Written problem:
Find and copy each line of the records where the string "React" shows up.

======== Entries ========

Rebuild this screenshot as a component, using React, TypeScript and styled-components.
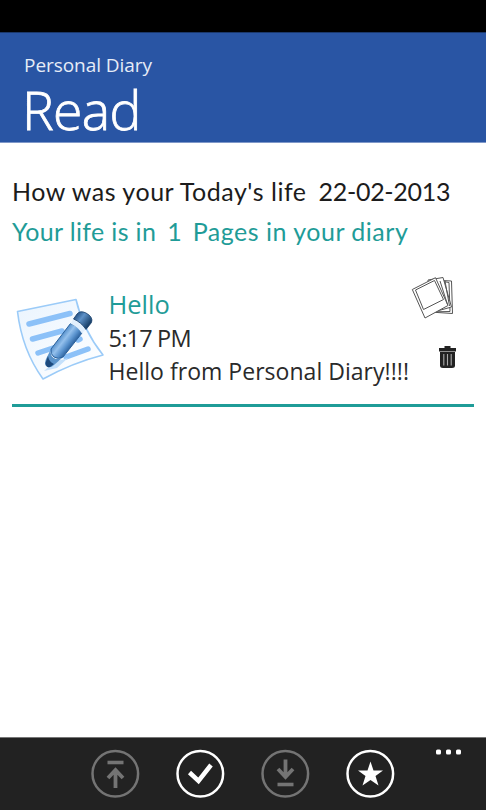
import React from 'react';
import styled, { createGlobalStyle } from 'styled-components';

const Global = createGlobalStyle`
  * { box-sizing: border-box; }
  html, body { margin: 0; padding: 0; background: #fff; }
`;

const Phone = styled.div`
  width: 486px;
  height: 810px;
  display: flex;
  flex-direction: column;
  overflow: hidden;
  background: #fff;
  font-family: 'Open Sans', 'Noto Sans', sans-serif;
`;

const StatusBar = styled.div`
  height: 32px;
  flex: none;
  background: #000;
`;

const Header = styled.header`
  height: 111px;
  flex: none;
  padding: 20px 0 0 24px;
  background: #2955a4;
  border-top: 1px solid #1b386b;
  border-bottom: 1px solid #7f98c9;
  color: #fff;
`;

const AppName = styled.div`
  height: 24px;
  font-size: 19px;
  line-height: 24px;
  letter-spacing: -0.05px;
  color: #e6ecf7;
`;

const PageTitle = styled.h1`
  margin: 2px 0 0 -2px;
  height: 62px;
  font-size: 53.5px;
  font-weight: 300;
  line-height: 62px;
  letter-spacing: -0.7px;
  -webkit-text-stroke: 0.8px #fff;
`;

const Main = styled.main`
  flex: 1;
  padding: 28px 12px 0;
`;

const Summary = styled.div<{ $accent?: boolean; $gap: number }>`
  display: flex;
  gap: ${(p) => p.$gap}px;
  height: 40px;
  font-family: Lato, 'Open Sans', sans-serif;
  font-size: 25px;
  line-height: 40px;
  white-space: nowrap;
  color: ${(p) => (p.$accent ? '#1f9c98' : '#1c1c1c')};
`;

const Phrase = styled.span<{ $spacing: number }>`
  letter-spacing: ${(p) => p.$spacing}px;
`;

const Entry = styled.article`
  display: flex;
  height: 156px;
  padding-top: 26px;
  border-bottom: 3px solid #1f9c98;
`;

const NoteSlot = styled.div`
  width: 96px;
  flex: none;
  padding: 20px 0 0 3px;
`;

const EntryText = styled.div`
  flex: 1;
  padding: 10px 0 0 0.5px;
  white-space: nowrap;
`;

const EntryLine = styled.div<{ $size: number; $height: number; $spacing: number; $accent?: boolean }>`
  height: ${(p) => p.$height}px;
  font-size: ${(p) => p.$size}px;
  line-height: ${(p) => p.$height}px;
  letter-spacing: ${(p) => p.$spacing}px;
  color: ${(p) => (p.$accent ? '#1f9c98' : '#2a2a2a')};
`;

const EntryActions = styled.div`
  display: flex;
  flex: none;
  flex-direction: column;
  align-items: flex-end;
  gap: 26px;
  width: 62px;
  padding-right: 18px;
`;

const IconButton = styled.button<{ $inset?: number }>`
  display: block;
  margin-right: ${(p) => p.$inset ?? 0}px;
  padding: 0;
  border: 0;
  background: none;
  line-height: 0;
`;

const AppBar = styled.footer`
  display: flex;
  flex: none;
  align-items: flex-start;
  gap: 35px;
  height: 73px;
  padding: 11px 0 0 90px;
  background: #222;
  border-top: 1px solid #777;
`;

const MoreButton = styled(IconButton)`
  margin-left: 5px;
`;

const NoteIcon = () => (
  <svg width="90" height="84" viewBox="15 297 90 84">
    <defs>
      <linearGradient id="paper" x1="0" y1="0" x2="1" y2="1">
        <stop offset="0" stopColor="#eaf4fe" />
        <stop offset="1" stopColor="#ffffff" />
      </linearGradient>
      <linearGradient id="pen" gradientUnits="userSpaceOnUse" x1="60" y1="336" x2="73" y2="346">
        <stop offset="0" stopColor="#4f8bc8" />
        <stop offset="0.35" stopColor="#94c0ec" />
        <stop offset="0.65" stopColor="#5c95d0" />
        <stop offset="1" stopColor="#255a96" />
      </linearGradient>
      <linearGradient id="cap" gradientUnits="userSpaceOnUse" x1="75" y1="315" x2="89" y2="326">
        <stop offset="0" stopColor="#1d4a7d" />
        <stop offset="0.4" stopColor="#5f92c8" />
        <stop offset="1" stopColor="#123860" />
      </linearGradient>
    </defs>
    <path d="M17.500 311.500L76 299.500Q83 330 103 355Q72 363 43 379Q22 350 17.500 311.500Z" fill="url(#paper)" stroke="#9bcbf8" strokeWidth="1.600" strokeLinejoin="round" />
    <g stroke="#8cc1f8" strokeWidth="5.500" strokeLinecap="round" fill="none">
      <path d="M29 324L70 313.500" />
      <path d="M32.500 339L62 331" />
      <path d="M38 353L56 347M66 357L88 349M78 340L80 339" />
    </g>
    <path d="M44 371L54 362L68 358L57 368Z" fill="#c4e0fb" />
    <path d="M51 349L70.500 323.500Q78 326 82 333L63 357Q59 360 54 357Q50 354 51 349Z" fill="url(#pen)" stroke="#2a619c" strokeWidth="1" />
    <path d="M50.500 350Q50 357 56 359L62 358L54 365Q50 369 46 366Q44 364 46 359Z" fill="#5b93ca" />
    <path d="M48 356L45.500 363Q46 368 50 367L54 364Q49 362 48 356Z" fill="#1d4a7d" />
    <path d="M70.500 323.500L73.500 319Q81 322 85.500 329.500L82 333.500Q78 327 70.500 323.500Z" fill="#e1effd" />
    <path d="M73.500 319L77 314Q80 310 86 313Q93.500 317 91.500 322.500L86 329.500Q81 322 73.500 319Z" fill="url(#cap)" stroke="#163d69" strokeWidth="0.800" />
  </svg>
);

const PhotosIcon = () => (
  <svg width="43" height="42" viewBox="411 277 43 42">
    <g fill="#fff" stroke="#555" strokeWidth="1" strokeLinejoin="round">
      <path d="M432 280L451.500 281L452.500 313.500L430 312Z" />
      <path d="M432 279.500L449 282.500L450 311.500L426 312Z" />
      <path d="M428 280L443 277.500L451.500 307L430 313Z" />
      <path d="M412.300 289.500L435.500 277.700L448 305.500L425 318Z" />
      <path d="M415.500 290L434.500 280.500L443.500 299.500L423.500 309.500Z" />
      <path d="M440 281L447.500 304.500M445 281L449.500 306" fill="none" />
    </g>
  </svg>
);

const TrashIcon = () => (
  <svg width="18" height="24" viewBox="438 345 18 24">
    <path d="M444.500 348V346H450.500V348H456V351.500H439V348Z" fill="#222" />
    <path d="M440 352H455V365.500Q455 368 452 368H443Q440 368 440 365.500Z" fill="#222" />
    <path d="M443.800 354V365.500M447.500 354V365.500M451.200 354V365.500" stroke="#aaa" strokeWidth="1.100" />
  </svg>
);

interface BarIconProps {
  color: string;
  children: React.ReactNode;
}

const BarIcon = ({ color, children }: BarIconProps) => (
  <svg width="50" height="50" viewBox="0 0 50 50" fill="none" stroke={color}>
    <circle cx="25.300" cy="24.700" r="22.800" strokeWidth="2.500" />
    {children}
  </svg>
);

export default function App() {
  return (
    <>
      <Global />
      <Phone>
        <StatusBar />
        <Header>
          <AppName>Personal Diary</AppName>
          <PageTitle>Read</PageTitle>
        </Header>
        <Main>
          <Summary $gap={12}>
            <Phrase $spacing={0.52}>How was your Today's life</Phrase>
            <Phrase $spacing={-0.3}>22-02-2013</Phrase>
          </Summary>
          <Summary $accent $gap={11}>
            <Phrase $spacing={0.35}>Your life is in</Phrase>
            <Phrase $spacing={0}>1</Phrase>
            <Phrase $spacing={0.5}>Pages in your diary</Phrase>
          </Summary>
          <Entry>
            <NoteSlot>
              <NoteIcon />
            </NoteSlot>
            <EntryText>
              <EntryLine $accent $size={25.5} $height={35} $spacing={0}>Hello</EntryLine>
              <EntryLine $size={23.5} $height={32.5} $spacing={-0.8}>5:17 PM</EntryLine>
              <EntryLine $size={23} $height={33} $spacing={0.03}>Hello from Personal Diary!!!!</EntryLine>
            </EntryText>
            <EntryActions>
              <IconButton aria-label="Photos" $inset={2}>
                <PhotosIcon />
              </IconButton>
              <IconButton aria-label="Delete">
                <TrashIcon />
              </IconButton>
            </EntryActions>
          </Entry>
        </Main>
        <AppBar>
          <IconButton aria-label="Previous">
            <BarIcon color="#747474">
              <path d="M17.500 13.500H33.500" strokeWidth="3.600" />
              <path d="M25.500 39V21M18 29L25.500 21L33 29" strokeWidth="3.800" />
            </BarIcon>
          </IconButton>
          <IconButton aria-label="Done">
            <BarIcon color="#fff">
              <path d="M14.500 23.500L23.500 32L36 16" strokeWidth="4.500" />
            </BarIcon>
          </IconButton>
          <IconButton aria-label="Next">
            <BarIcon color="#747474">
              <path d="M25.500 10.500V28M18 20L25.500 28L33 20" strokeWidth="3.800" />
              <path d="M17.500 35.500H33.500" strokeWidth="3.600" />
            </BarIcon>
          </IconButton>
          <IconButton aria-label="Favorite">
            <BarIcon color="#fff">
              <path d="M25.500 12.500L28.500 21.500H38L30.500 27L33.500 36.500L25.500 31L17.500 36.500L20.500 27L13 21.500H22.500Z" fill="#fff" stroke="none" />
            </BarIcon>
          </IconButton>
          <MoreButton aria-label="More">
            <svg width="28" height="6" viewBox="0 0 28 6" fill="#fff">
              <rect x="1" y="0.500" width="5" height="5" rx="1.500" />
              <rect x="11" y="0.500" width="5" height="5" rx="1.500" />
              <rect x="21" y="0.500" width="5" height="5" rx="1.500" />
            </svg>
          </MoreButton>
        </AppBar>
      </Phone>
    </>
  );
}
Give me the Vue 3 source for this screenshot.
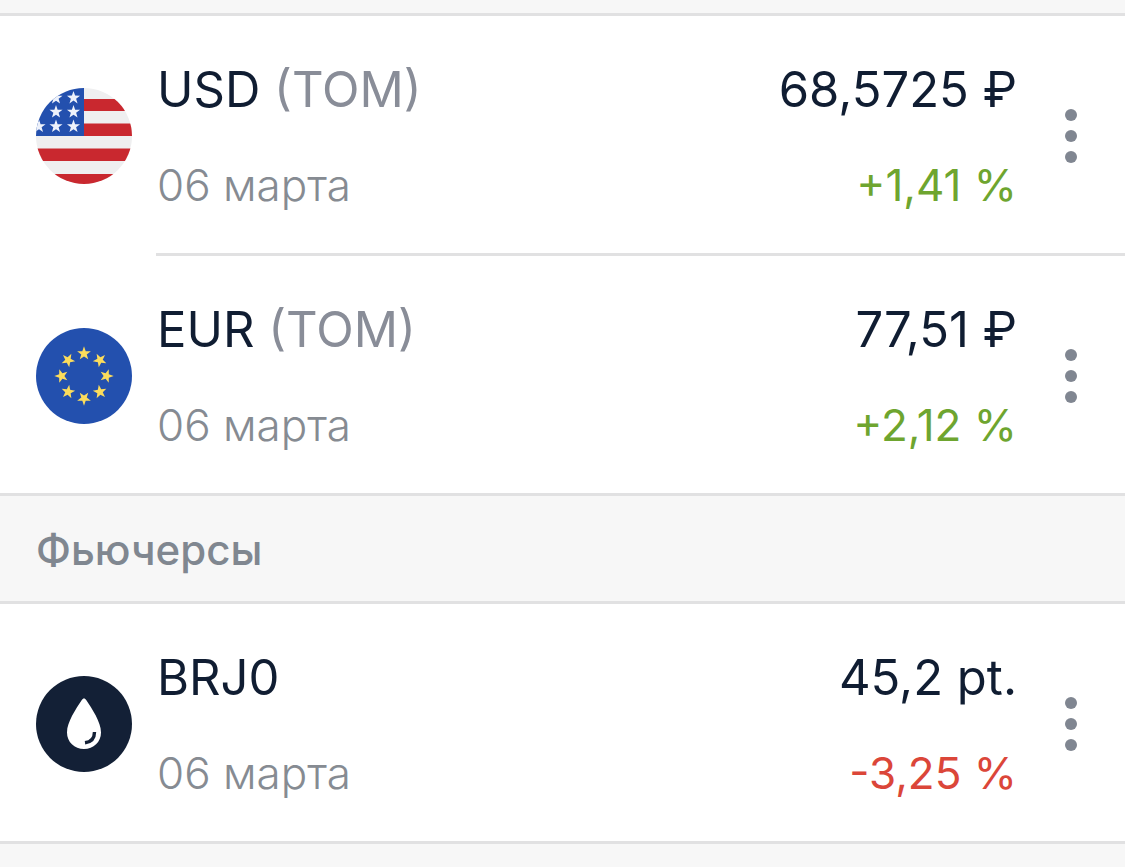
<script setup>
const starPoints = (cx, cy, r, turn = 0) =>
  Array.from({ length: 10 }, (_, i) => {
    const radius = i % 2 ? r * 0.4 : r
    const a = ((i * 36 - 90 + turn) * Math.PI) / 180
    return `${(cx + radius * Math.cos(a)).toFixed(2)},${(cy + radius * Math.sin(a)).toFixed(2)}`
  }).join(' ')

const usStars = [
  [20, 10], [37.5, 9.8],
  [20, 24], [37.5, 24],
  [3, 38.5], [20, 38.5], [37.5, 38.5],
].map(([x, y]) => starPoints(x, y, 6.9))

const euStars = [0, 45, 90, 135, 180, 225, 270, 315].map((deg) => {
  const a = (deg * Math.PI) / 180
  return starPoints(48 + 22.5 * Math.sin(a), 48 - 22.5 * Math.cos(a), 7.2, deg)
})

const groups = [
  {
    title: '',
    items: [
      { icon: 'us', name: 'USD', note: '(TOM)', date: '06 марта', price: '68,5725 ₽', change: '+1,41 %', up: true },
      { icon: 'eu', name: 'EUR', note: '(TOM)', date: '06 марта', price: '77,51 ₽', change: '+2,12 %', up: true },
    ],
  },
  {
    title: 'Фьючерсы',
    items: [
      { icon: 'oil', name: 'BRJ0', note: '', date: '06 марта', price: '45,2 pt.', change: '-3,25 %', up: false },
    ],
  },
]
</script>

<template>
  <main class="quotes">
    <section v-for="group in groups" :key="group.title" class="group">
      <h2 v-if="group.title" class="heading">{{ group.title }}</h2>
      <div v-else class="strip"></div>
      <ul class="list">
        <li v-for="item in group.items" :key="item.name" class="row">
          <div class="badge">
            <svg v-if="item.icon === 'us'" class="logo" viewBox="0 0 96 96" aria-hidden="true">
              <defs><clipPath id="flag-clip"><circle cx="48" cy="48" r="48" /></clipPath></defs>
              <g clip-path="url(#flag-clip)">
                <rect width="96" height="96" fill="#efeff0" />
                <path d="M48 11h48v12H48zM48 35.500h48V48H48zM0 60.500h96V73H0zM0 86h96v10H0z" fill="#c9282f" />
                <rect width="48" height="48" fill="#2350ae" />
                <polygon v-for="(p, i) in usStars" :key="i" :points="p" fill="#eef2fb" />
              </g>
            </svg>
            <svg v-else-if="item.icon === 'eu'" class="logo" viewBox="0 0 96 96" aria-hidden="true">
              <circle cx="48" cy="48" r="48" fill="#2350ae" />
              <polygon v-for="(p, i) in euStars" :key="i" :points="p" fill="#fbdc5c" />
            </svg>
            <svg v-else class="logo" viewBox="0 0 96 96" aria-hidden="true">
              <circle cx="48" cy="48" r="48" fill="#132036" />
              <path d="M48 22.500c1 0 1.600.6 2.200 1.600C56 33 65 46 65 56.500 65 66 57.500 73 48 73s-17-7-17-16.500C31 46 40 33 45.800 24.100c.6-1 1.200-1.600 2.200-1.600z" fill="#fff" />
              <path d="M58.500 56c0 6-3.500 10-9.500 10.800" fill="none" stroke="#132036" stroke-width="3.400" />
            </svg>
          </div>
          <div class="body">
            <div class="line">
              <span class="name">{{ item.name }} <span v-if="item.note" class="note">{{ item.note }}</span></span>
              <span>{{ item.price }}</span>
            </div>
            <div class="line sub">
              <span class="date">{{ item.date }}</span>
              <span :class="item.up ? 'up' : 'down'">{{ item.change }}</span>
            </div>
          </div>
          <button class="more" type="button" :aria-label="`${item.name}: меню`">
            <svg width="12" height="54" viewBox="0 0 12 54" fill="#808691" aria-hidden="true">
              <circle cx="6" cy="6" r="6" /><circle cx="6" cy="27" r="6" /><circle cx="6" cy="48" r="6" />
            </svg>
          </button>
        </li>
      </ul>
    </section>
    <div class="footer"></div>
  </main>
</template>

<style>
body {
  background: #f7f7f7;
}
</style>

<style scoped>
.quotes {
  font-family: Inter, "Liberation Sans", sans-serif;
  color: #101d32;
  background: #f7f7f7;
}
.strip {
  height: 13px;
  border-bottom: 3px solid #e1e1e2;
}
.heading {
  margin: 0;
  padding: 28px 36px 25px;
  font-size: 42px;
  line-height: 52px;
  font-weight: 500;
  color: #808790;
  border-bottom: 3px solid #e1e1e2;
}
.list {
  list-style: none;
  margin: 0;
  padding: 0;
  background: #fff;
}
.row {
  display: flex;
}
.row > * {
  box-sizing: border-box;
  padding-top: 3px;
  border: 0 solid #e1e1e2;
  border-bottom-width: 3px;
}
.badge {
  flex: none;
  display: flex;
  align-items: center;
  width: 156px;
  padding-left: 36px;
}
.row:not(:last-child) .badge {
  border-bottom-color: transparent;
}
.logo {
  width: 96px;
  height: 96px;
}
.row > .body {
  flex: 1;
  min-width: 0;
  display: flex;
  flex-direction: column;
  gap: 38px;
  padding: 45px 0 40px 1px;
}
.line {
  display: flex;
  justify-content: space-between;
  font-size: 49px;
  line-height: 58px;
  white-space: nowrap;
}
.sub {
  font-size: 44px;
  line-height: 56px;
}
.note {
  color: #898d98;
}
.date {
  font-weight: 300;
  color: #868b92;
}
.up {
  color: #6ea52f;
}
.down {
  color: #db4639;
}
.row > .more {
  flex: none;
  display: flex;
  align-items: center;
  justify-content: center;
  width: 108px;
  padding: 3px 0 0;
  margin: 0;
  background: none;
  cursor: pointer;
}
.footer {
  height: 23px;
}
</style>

========

Finished task:
Rebuild this screenshot as a component, using React, TypeScript and styled-components.
import React from 'react';
  children: React.ReactNode;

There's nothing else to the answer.